◆ What needs to be done: List each line of the data in which the string "styles" appears.

◆ Recorded data:

---------------

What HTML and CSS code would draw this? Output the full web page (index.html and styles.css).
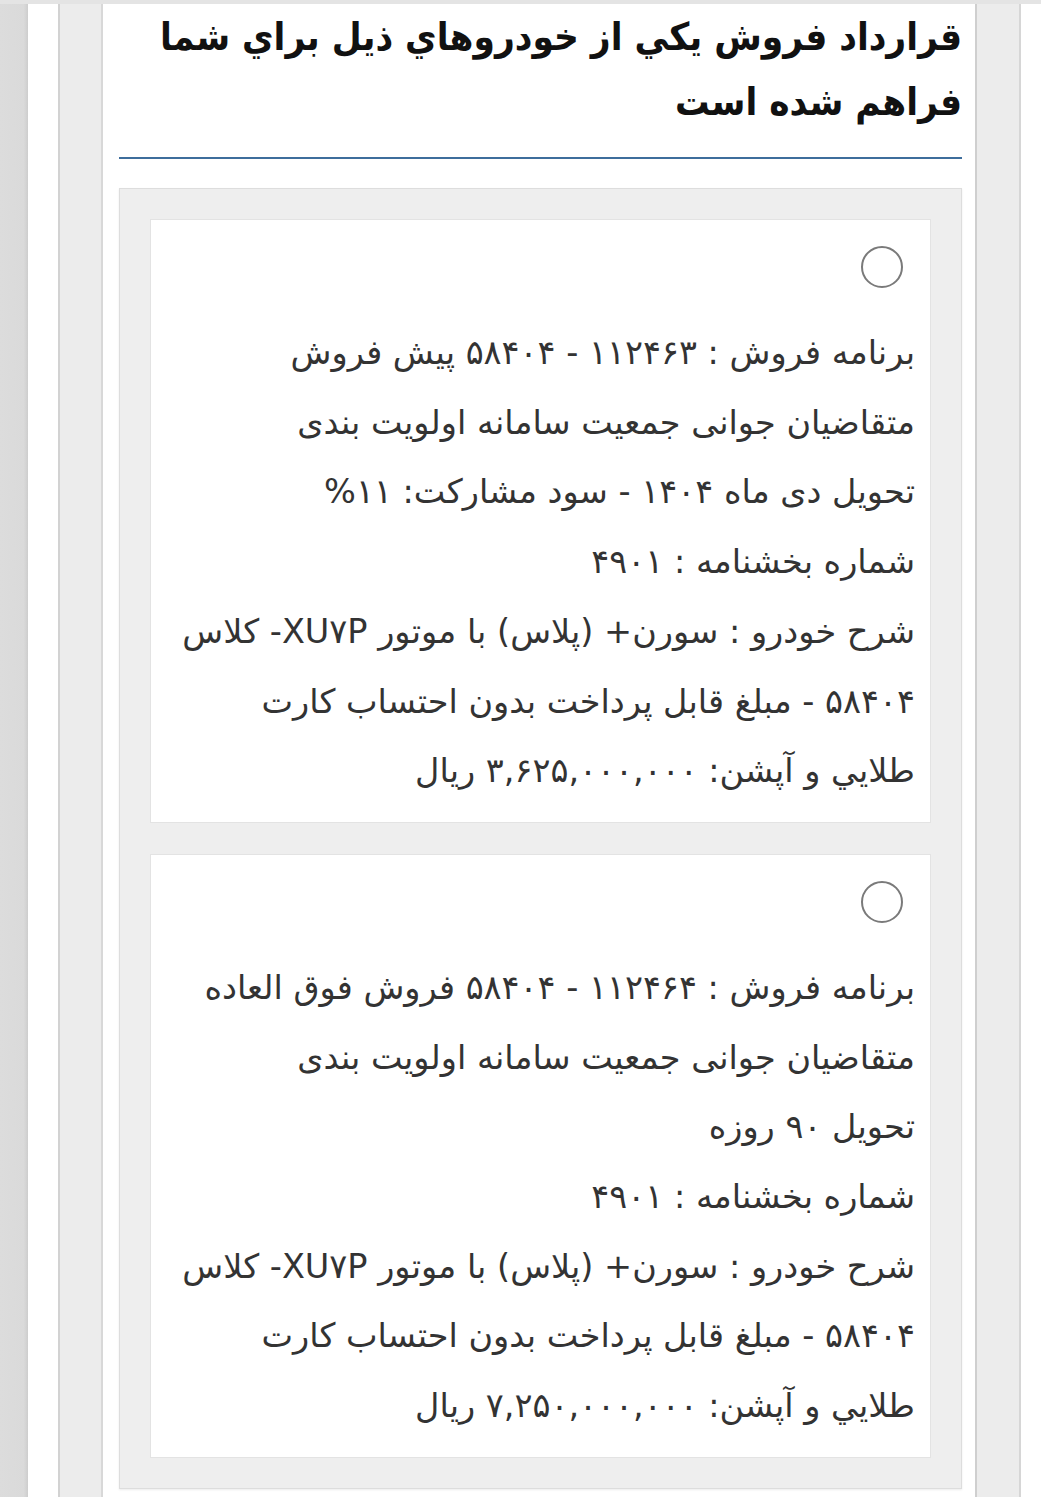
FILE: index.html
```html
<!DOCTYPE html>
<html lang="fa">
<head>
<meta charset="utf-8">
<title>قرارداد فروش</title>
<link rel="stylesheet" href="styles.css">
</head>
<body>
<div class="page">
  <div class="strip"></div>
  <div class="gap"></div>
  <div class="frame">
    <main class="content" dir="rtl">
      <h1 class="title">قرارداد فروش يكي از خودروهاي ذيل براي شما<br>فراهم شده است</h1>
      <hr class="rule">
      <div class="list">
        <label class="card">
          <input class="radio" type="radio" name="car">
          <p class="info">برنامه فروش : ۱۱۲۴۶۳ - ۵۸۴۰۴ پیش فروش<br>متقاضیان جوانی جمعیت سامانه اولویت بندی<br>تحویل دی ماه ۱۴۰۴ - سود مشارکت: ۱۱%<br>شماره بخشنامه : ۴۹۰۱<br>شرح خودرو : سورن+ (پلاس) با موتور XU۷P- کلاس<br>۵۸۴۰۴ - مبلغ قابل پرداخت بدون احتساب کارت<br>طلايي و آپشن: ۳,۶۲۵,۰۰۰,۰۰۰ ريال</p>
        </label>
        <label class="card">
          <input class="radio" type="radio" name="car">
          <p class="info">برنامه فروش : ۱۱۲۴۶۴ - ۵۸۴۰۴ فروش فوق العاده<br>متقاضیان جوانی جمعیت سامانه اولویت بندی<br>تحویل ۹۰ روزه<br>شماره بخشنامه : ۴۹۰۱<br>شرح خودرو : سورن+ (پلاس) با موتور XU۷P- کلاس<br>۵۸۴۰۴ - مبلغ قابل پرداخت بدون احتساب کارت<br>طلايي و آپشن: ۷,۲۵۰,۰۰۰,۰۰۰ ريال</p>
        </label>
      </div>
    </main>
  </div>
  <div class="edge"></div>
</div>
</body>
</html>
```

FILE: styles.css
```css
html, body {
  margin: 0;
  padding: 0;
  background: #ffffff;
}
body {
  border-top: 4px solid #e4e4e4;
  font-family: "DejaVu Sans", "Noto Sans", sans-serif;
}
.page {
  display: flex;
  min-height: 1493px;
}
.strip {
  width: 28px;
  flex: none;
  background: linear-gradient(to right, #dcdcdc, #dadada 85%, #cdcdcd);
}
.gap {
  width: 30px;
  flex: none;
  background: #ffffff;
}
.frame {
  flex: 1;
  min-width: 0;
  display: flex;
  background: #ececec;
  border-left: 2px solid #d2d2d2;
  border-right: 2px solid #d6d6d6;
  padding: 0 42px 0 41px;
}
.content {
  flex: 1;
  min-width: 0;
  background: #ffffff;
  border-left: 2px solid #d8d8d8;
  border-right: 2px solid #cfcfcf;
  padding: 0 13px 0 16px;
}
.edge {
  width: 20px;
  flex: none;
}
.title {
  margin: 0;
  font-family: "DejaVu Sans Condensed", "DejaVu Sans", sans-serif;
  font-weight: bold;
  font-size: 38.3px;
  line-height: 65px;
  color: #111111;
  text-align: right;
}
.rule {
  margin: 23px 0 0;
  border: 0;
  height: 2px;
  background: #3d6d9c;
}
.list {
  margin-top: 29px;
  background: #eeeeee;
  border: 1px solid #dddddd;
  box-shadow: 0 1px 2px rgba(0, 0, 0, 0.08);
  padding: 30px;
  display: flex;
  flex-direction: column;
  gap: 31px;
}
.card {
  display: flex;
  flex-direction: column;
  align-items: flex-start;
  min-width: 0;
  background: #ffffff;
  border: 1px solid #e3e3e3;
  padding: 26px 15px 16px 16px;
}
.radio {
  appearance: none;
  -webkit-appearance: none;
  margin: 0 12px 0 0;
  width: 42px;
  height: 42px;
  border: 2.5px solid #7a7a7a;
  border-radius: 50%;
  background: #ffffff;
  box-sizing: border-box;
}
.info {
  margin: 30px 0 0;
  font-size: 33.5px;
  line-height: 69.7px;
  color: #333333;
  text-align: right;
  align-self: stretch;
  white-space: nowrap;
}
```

---------------

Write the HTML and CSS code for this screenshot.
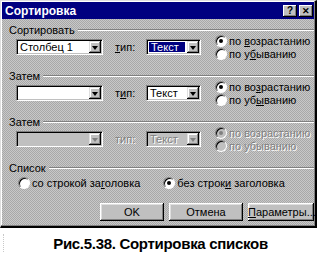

---------------

◆ Result of this exercise:
What HTML and CSS code would draw this? Output the full web page (index.html and styles.css).
<link rel="stylesheet" href="styles.css">
FILE: styles.css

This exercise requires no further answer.